The Chartered Insurance Institute (CII) describes divorce and separation as a “significant financial risk” for women. This, it said, is because women who are divorced or separated tend to have lower levels of savings than their male counterparts, while the average divorced woman has less than a third of the pension wealth of the average divorced man.

In fact, most separated women don’t have any pension wealth at all and are therefore much more likely to rely on the State Pension.

According to the Office for National Statistics, the average age at divorce for women now stands at 42.6, while an increasing number of couples are splitting up in their 50s. The CII believes women separating from their partners at this point in their careers are at particular risk of financial hardship, as they don’t have many working years left to build up a savings or pension pot of their own.

Figures from the CII show that a typical woman who expects to rely on a partner for income in retirement has just £8,335 in pension wealth, which means they could struggle to make ends meet if their relationship breaks down. While 41% of men expect a personal or work pension to fund their retirement, just 31% of women expect the same.

To discuss your financial situation with a Divorce Solicitor, please get in touch.

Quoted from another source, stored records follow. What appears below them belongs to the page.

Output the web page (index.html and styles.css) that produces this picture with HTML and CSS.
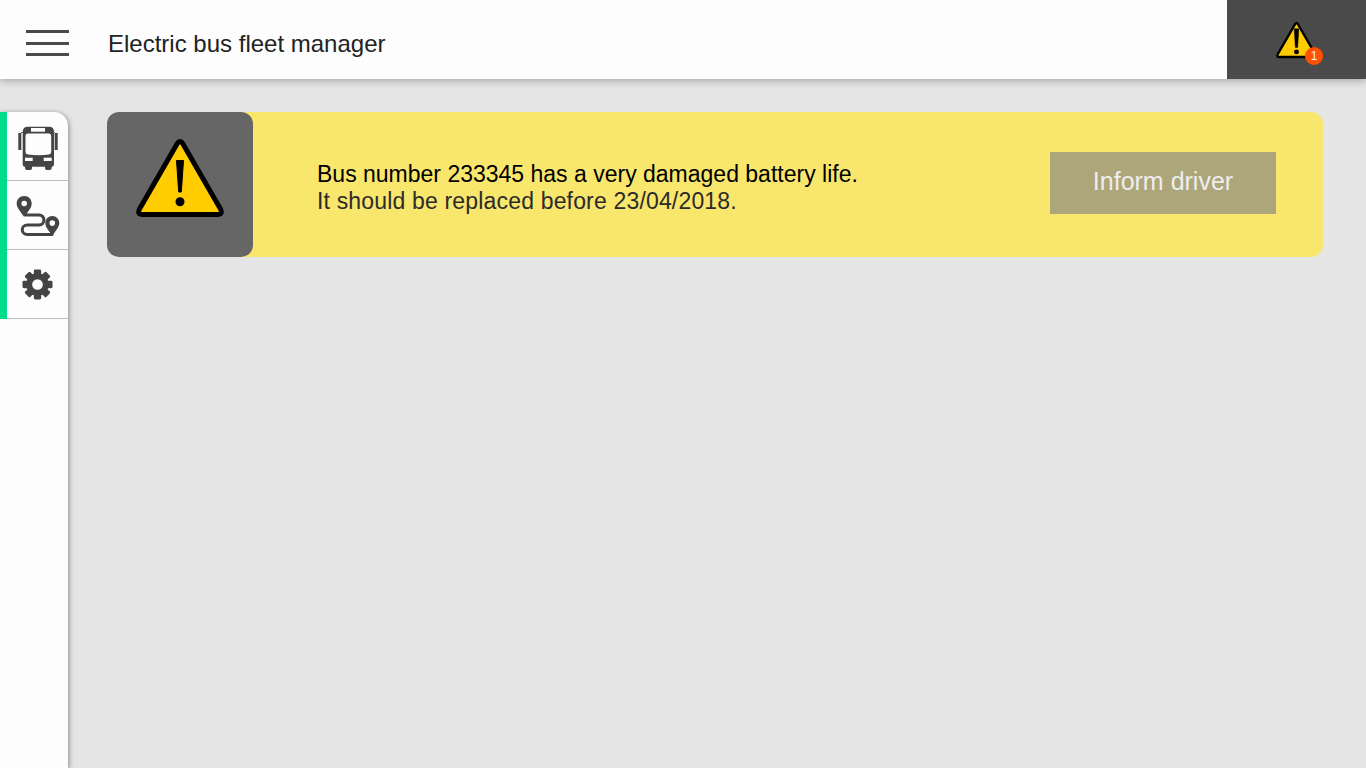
FILE: index.html
```html
<!DOCTYPE html>
<html lang="en">
<head>
<meta charset="utf-8">
<title>Electric bus fleet manager</title>
<link rel="stylesheet" href="styles.css">
</head>
<body>
<div class="app">
  <header class="topbar">
    <button class="hamburger" aria-label="Menu"><span></span><span></span><span></span></button>
    <h1 class="title">Electric bus fleet manager</h1>
    <div class="alerts">
      <div class="alert-icon">
        <svg class="tri-small" viewBox="0 0 88 78" width="41" height="38">
          <path d="M41 5 Q44 0 47 5 L84.500 70 Q87 75.500 81.500 75.500 H6.500 Q1 75.500 3.500 70 Z" fill="#ffcc00" stroke="#000" stroke-width="5" stroke-linejoin="round"/>
          <path d="M39 15 H49 L46.500 55 H41.500 Z" fill="#000" stroke="#000" stroke-width="1" stroke-linejoin="round"/>
          <circle cx="44" cy="64.500" r="5.300" fill="#000"/>
        </svg>
        <span class="badge">1</span>
      </div>
    </div>
  </header>
  <div class="body">
    <nav class="sidebar">
      <a class="nav-item nav-bus">
        <svg viewBox="0 0 40 44" width="40" height="44">
          <path fill="#444" d="M4.700 6 Q4.700 0.700 10 0.700 H31 Q36 0.700 36 6 V38 Q36 40.700 33.700 40.700 V42 Q33.700 44 31.700 44 H28.500 Q27 44 27 42 V40.700 H14 V42 Q14 44 12.500 44 H9 Q7 44 7 42 V40.700 Q4.700 40.700 4.700 38 Z"/>
          <path fill="#fdfdfd" d="M7.500 10 Q7.500 7.500 10 7.500 H31 Q33.200 7.500 33.200 10 V26 Q33.200 28 31 28.500 Q20.500 30 10 28.500 Q7.500 28 7.500 26 Z"/>
          <rect x="13" y="2" width="14" height="3.700" fill="#fdfdfd"/>
          <rect x="7" y="31.700" width="7.700" height="3.300" fill="#fdfdfd"/>
          <rect x="25.700" y="31.700" width="8" height="3.300" fill="#fdfdfd"/>
          <rect x="0.300" y="7" width="3" height="17" fill="#444"/>
          <rect x="36.700" y="7" width="3" height="17" fill="#444"/>
          <path d="M3 6.500 H5 M35 6.500 H37" stroke="#666" stroke-width="1" fill="none"/>
        </svg>
      </a>
      <a class="nav-item nav-route">
        <svg viewBox="0 0 44 44" width="44" height="44">
          <path fill="#444" fill-rule="evenodd" d="M8.200 2 C3.700 2 0.700 5.500 0.700 9.500 C0.700 14 5 18 8.200 23 C11.500 18 15.700 14 15.700 9.500 C15.700 5.500 12.700 2 8.200 2 Z M8.200 6.700 A2.800 2.800 0 1 1 8.200 12.300 A2.800 2.800 0 1 1 8.200 6.700 Z"/>
          <path fill="#444" fill-rule="evenodd" d="M36.300 22 C32.300 22 29.300 25.300 29.300 29 C29.300 33.300 33.300 37 36.300 42 C39.300 37 43.300 33.300 43.300 29 C43.300 25.300 40.300 22 36.300 22 Z M36.300 26.300 A2.800 2.800 0 1 1 36.300 31.900 A2.800 2.800 0 1 1 36.300 26.300 Z"/>
          <path fill="none" stroke="#444" stroke-width="3" stroke-linecap="round" d="M10 21 H23 C29.500 21 29.500 31 23 31 H11.500 C4.500 31 4.500 40.500 11.500 40.500 H36"/>
        </svg>
      </a>
      <a class="nav-item">
        <svg viewBox="-16 -16 32 32" width="31" height="31">
          <g fill="#444">
            <circle r="11.500"/>
            <rect x="-3.800" y="-15.500" width="7.600" height="31" rx="1.500"/>
            <rect x="-3.800" y="-15.500" width="7.600" height="31" rx="1.500" transform="rotate(45)"/>
            <rect x="-3.800" y="-15.500" width="7.600" height="31" rx="1.500" transform="rotate(90)"/>
            <rect x="-3.800" y="-15.500" width="7.600" height="31" rx="1.500" transform="rotate(135)"/>
          </g>
          <circle r="5.500" fill="#fdfdfd"/>
        </svg>
      </a>
    </nav>
    <main class="content">
      <section class="notice">
        <div class="notice-icon">
          <svg viewBox="0 0 88 78" width="88" height="78">
            <path d="M41 5 Q44 0 47 5 L84.500 70 Q87 75.500 81.500 75.500 H6.500 Q1 75.500 3.500 70 Z" fill="#ffcc00" stroke="#000" stroke-width="5" stroke-linejoin="round"/>
            <path d="M40.500 21.500 H47.500 L45.300 53 H42.700 Z" fill="#000" stroke="#000" stroke-width="1" stroke-linejoin="round"/>
            <circle cx="44" cy="62.700" r="4.500" fill="#000"/>
          </svg>
        </div>
        <div class="notice-text">
          <p class="notice-main">Bus number 233345 has a very damaged battery life.</p>
          <p class="notice-sub">It should be replaced before 23/04/2018.</p>
        </div>
        <button class="inform">Inform driver</button>
      </section>
    </main>
  </div>
</div>
</body>
</html>
```
FILE: styles.css
```css
* { box-sizing: border-box; }
html, body { margin: 0; height: 100%; }
body { font-family: "Liberation Sans", Arial, sans-serif; background: #e5e5e5; overflow: hidden; }
.app { display: flex; flex-direction: column; height: 768px; }
.topbar { display: flex; align-items: center; height: 79px; background: #fdfdfd; box-shadow: 0 2px 8px rgba(0,0,0,.28); position: relative; z-index: 2; flex: none; }
.hamburger { display: flex; flex-direction: column; justify-content: space-between; width: 43px; height: 26px; margin: 7px 0 0 26px; padding: 0; border: 0; background: none; }
.hamburger span { display: block; height: 3px; background: #4a4a4a; }
.title { margin: 9px 0 0 39px; font-size: 24px; line-height: 28px; font-weight: 400; color: #222; flex: 1; }
.alerts { width: 139px; height: 79px; background: #4a4a4a; display: flex; align-items: center; justify-content: center; }
.alert-icon { position: relative; width: 41px; height: 38px; margin-top: 1px; }
.tri-small { display: block; }
.badge { position: absolute; right: -6px; bottom: -6px; width: 18px; height: 18px; border-radius: 50%; background: #ff5005; color: #f5f5f5; font-size: 12px; line-height: 18px; text-align: center; }
.body { display: flex; flex: 1; min-height: 0; }
.sidebar { width: 68px; margin-top: 33px; background: #fdfdfd; border-top-right-radius: 14px; border-left: 7px solid #00dc8c; box-shadow: 1px 1px 5px rgba(0,0,0,.4); display: flex; flex-direction: column; background-clip: padding-box; position: relative; flex: none; }
.nav-item { display: flex; align-items: center; justify-content: center; height: 69px; border-bottom: 1px solid #bdbdbd; }
.nav-bus svg { margin-top: 4px; }
.nav-route svg { margin-top: 2px; }
.sidebar::after { content: ""; position: absolute; left: -7px; top: 207px; width: 7px; bottom: 0; background: #fdfdfd; }
.content { flex: 1; padding: 33px 43px 0 39px; }
.notice { display: flex; align-items: center; height: 145px; background: #f9e66c; border-radius: 12px; }
.notice-icon { width: 146px; height: 145px; background: #666; border-radius: 12px; display: flex; align-items: center; justify-content: center; flex: none; }
.notice-icon svg { margin-bottom: 13px; }
.notice-text { flex: 1; padding-left: 64px; margin-top: 5px; }
.notice-text p { margin: 0; font-size: 23px; line-height: 28px; color: #000; }
.notice-text .notice-sub { color: #2b2b2b; letter-spacing: .17px; margin-top: -1px; }
.inform { width: 226px; height: 62px; margin: -4px 47px 0 0; border: 0; background: #aca67a; color: #eee; font: 400 25px "Liberation Sans", Arial, sans-serif; padding: 0 0 2px; }
```
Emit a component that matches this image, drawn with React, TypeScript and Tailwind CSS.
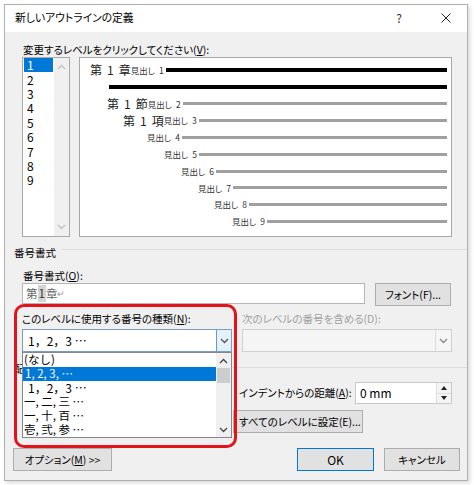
import type { ReactNode } from "react"

const Chevron = ({ up, className }: { up?: boolean; className?: string }) => (
  <svg width="9" height="6" viewBox="0 0 9 6" className={className}>
    <polyline
      points={up ? "1,5 4.5,1.5 8,5" : "1,1 4.5,4.5 8,1"}
      fill="none"
      stroke="currentColor"
      strokeWidth="1.3"
    />
  </svg>
)

type PreviewRow = {
  indent: string
  big?: [string, string]
  level?: number
  black?: boolean
}

const previewRows: PreviewRow[] = [
  { indent: "pl-[10px]", big: ["第", "章"], level: 1, black: true },
  { indent: "pl-[27px]", black: true },
  { indent: "pl-[27px]", big: ["第", "節"], level: 2 },
  { indent: "pl-[43px]", big: ["第", "項"], level: 3 },
  { indent: "pl-[67px]", level: 4 },
  { indent: "pl-[84px]", level: 5 },
  { indent: "pl-[101px]", level: 6 },
  { indent: "pl-[118px]", level: 7 },
  { indent: "pl-[134px]", level: 8 },
  { indent: "pl-[152px]", level: 9 },
]

const numberStyles = [
  { label: "(なし)", plain: false },
  { label: "1, 2, 3, …", plain: false, selected: true },
  { label: "1，2，3 …", plain: true },
  { label: "一, 二, 三 …", plain: false },
  { label: "一, 十, 百 …", plain: false },
  { label: "壱, 弐, 参 …", plain: false },
]

function Button({ className, children }: { className?: string; children: ReactNode }) {
  return (
    <div
      className={`flex h-[23px] items-center justify-center whitespace-nowrap border border-[#adadad] bg-[#e1e1e1] ${className ?? ""}`}
    >
      {children}
    </div>
  )
}

export default function App() {
  return (
    <div className="h-[485px] w-[474px] overflow-hidden bg-white pl-[4px] pt-[4px] text-[10.5px] text-black [font-family:'Noto_Sans_CJK_JP',sans-serif] [font-feature-settings:'palt']">
      <div className="relative flex h-[477px] w-[464px] flex-col border border-[#b0b0b0] bg-[#f0f0f0] shadow-[2px_2px_4px_rgba(0,0,0,0.15)]">
        {/* title bar */}
        <div className="flex h-[27px] items-center bg-white pb-[2px] pl-[10px]">
          <span className="text-[10.8px]">新しいアウトラインの定義</span>
          <span className="ml-auto text-[12px] text-[#333]">?</span>
          <svg width="10" height="10" viewBox="0 0 10 10" className="ml-[39px] mr-[16px] text-[#222]">
            <path d="M0.5 0.5 9.5 9.5 M9.5 0.5 0.5 9.5" stroke="currentColor" strokeWidth="1" />
          </svg>
        </div>

        <div className="ml-[18px] mt-[10px] h-[15px] leading-[15px]">
          変更するレベルをクリックしてください(<span className="underline">V</span>):
        </div>

        <div className="ml-[17px] flex h-[180px] gap-[9px]">
          {/* level list */}
          <div className="flex w-[48px] border border-[#a8a8a8] bg-white">
            <div className="flex flex-1 flex-col text-[12px]">
              {["1", "2", "3", "4", "5", "6", "7", "8", "9"].map((n, i) => (
                <div key={n} className="flex h-[14.4px] items-center">
                  <span
                    className={`ml-[1px] flex h-full w-[29px] items-center pl-[3px] ${i === 0 ? "bg-[#0078d7] text-white" : ""}`}
                  >
                    {n}
                  </span>
                </div>
              ))}
            </div>
            <div className="flex w-[15px] flex-col items-center justify-between bg-[#f0f0f0] py-[6px] text-[#c2c2c2]">
              <Chevron up />
              <Chevron />
            </div>
          </div>

          {/* preview */}
          <div className="flex w-[373px] flex-col border border-[#a8a8a8] bg-white pr-[4px] pt-[4px]">
            {previewRows.map((row, i) => (
              <div key={i} className={`flex h-[16.8px] items-center ${row.indent}`}>
                {row.big && (
                  <span className="text-[12px] text-[#222]">
                    {row.big[0]}
                    <span className="mx-[5px]">1</span>
                    {row.big[1]}
                  </span>
                )}
                {row.level && (
                  <span className="flex items-center text-[8.5px] text-[#333]">
                    見出し<span className="ml-[4px]">{row.level}</span>
                  </span>
                )}
                <div
                  className={`ml-[2px] flex-1 ${row.black ? "h-[4px] bg-black" : "h-[3px] bg-[#a0a0a0]"}`}
                />
              </div>
            ))}
          </div>
        </div>

        {/* 番号書式 */}
        <div className="mt-[8px] flex h-[16px] items-start pl-[9px]">
          <span className="leading-[16px]">番号書式</span>
          <div className="ml-[6px] mt-[4px] flex-1 border-t border-[#dcdcdc]" />
        </div>

        <div className="ml-[18px] mt-[8px] h-[14px] leading-[14px]">
          番号書式(<span className="underline">O</span>):
        </div>

        <div className="ml-[17px] flex h-[23px] items-start">
          <div className="flex h-[21px] w-[343px] items-center border border-[#b5b5b5] bg-white pl-[3px] text-[11.5px] text-[#666]">
            <span>第</span>
            <span className="bg-[#d4d4d4] px-[1px] text-[#333]">1</span>
            <span>章</span>
            <span className="text-[9px] text-[#999]">↵</span>
          </div>
          <Button className="ml-[10px] w-[76px]">フォント(F)...</Button>
        </div>

        <div className="ml-[17px] mt-[5px] flex gap-[10px]">
          <div className="w-[210px]">
            <div className="h-[15px] whitespace-nowrap leading-[15px]">
              このレベルに使用する番号の種類(<span className="underline">N</span>):
            </div>
            <div className="mt-[3px] flex h-[23px] items-center border border-[#7a9cc0] bg-white">
              <span className="flex-1 pl-[5px] text-[12px] [font-feature-settings:normal]">1，2，3 …</span>
              <div className="flex h-full w-[15px] items-center justify-center border-l border-[#569de5] bg-[#e5f1fb] text-[#555]">
                <Chevron />
              </div>
            </div>
          </div>
          <div className="w-[210px]">
            <div className="h-[15px] whitespace-nowrap leading-[15px] text-[#a0a0a0]">次のレベルの番号を含める(D):</div>
            <div className="mt-[3px] flex h-[23px] items-center justify-end border border-[#d0d0d0] bg-[#f5f5f5]">
              <div className="flex h-full w-[16px] items-center justify-center border-l border-[#dedede] text-[#888]">
                <Chevron />
              </div>
            </div>
          </div>
        </div>

        {/* 配置 */}
        <div className="mt-[9px] flex h-[16px] items-start pl-[9px]">
          <span className="leading-[16px]">配置</span>
          <div className="ml-[6px] mt-[6px] flex-1 border-t border-[#dcdcdc]" />
        </div>

        <div className="ml-[234px] mt-[5px] flex h-[22px] items-center">
          <span className="w-[116px] whitespace-nowrap">
            インデントからの距離(<span className="underline">A</span>):
          </span>
          <div className="flex h-[22px] w-[97px] items-center border border-[#c8c8c8] bg-white">
            <span className="flex-1 pl-[4px] text-[12px]">0 mm</span>
            <div className="flex h-full w-[15px] flex-col border-l border-[#e0e0e0]">
              <div className="flex flex-1 items-center justify-center border-b border-[#e0e0e0] bg-[#f4f4f4]">
                <svg width="6" height="4" viewBox="0 0 6 4">
                  <path d="M0 4 3 0 6 4Z" fill="#222" />
                </svg>
              </div>
              <div className="flex flex-1 items-center justify-center bg-[#f4f4f4]">
                <svg width="6" height="4" viewBox="0 0 6 4">
                  <path d="M0 0 3 4 6 0Z" fill="#222" />
                </svg>
              </div>
            </div>
          </div>
        </div>

        <div className="ml-[228px] mt-[6px] flex">
          <Button className="w-[130px] !justify-start pl-[5px]">すべてのレベルに設定(E)...</Button>
        </div>

        <div className="mt-[15px] flex pl-[8px]">
          <Button className="w-[99px]">
            オプション(<span className="underline">M</span>) &gt;&gt;
          </Button>
          <Button className="ml-[185px] w-[77px] !border-[#0078d7] text-[12px]">OK</Button>
          <Button className="ml-[10px] w-[76px]">キャンセル</Button>
        </div>

        {/* open dropdown */}
        <div className="absolute left-[17px] top-[347px] flex h-[86px] w-[210px] border border-[#828790] bg-white">
          <div className="flex flex-1 flex-col">
            {numberStyles.map((s) => (
              <div
                key={s.label}
                className={`flex h-[14px] items-center whitespace-pre ${s.selected ? "bg-[#0078d7] pl-[2px] text-white" : ""} ${s.plain ? "pl-[5px] text-[12px] [font-feature-settings:normal]" : "pl-[1px] text-[11.5px] [font-feature-settings:normal]"}`}
              >
                {s.label}
              </div>
            ))}
          </div>
          <div className="flex w-[15px] flex-col items-center bg-[#f0f0f0] text-[#444]">
            <div className="flex h-[15px] items-center justify-center">
              <Chevron up />
            </div>
            <div className="h-[15px] w-[13px] bg-[#cdcdcd]" />
            <div className="mt-auto flex h-[15px] items-center justify-center">
              <Chevron />
            </div>
          </div>
        </div>

        {/* highlight frame */}
        <div className="absolute left-[9px] top-[299px] h-[144px] w-[223px] rounded-[10px] border-[3px] border-[#e3131b]" />
      </div>
    </div>
  )
}
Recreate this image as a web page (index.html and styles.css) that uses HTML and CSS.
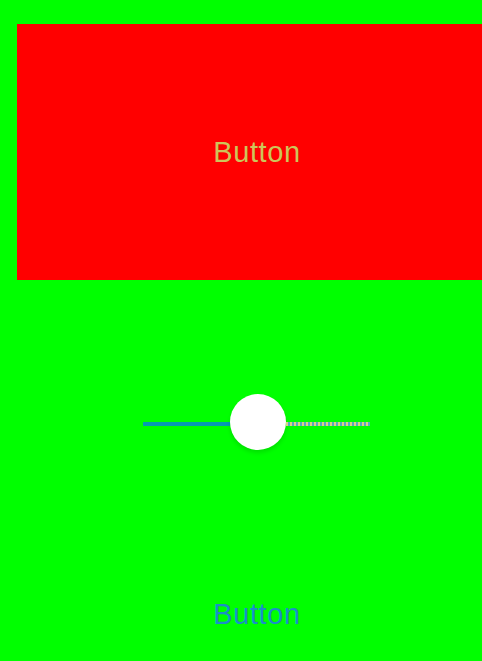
FILE: index.html
```html
<!DOCTYPE html>
<html>
<head>
<meta charset="utf-8">
<link rel="stylesheet" href="styles.css">
</head>
<body>
<div class="screen">
  <div class="red-button"><span class="label label-light">Button</span></div>
  <div class="slider">
    <div class="track track-min"></div>
    <div class="thumb"></div>
    <div class="track track-max"></div>
  </div>
  <div class="plain-button"><span class="label label-blue">Button</span></div>
</div>
</body>
</html>
```

FILE: styles.css
```css
html, body {
  margin: 0;
  padding: 0;
  overflow: hidden;
  background: #00ff00;
}
.screen {
  width: 482px;
  height: 661px;
  display: flex;
  flex-direction: column;
  font-family: "Liberation Sans", Arial, sans-serif;
}
.red-button {
  margin: 24px 0 0 17px;
  padding-left: 15px;
  height: 256px;
  background: #ff0000;
  display: flex;
  align-items: center;
  justify-content: center;
}
.label {
  font-size: 29px;
  line-height: 34px;
  letter-spacing: 0.6px;
}
.label-light {
  color: #cdc55a;
}
.label-blue {
  color: #1a8fc8;
}
.slider {
  margin: 114px 0 0 143px;
  width: 227px;
  height: 56px;
  display: flex;
  align-items: flex-start;
}
.track {
  margin-top: 28px;
  height: 4px;
}
.track-min {
  width: 87px;
  background: #0699b4;
}
.track-max {
  width: 84px;
  background: repeating-linear-gradient(90deg, #dccf86 0 2px, #5aa6c4 2px 4px);
}
.thumb {
  width: 56px;
  height: 56px;
  border-radius: 50%;
  background: #ffffff;
  box-shadow: 0 3px 4px rgba(0, 0, 0, 0.12);
  flex: none;
}
.plain-button {
  margin-top: 147px;
  padding-left: 32px;
  display: flex;
  justify-content: center;
}
```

Women ‘Do Worse Out of Divorce than Men’

There’s a popular view that it’s men who get “taken to the cleaners” in divorce, especially when there are children involved. However, Nigel Shepherd, chair of mediation body Resolution, believes this “generic perception” is “trite”, stating it’s actually women who tend to “do worse out of divorce”.

Speaking to the Guardian, he said he doesn’t believe it’s a failing of the system that penalises women. Instead, Mr Shepherd argued that the issue is a woman’s ability to recover financially after divorce, which he said “reflects the wider inequality in society”.

“A couple who have been married 30 years and divorce in their mid-50s may split everything equally, but there is still a built-in inequality in the ability to rebuild from that point,” he observed. “We are seeing cases where the man is the lower earner but that’s not the normal way round; men are more likely to be the earners and divorce is not designed to be equal forever. You go into it unequal and end up unequal.”

Dalia Ben-Galim, director at single parents’ charity Gingerbread, added that long-standing taboos around divorce and separation are also impacting on divorced women.

“One in four families in Britain is a single-parent family, and yet we still have our politicians holding up marriage, through policies like the married tax allowance, as this ideal,” she commented. “People feel they are failures if their relationship has failed. The reality is that people’s status changes throughout their adult lives for a whole range of reasons, not all of them within their control.”

The time women spend out of work can make it hard for some to get back into employment. And if they’ve been at home for several years, they could find their skills and capabilities are out of date when they’re actively looking for job opportunities. Maintenance terms can help with this but the tide has turned against joint lives orders after the financial crash so woman have to “adjust to independence” far quicker. The reality is some never will or will struggle to within the allotted time and may end up with a much reduced standard of living when that income support drops out.

A much greater focus must therefore be placed on their ability to get back on their feet in the aftermath of a divorce, with their contribution to the main breadwinner’s family being acknowledged to ensure they don’t lose out.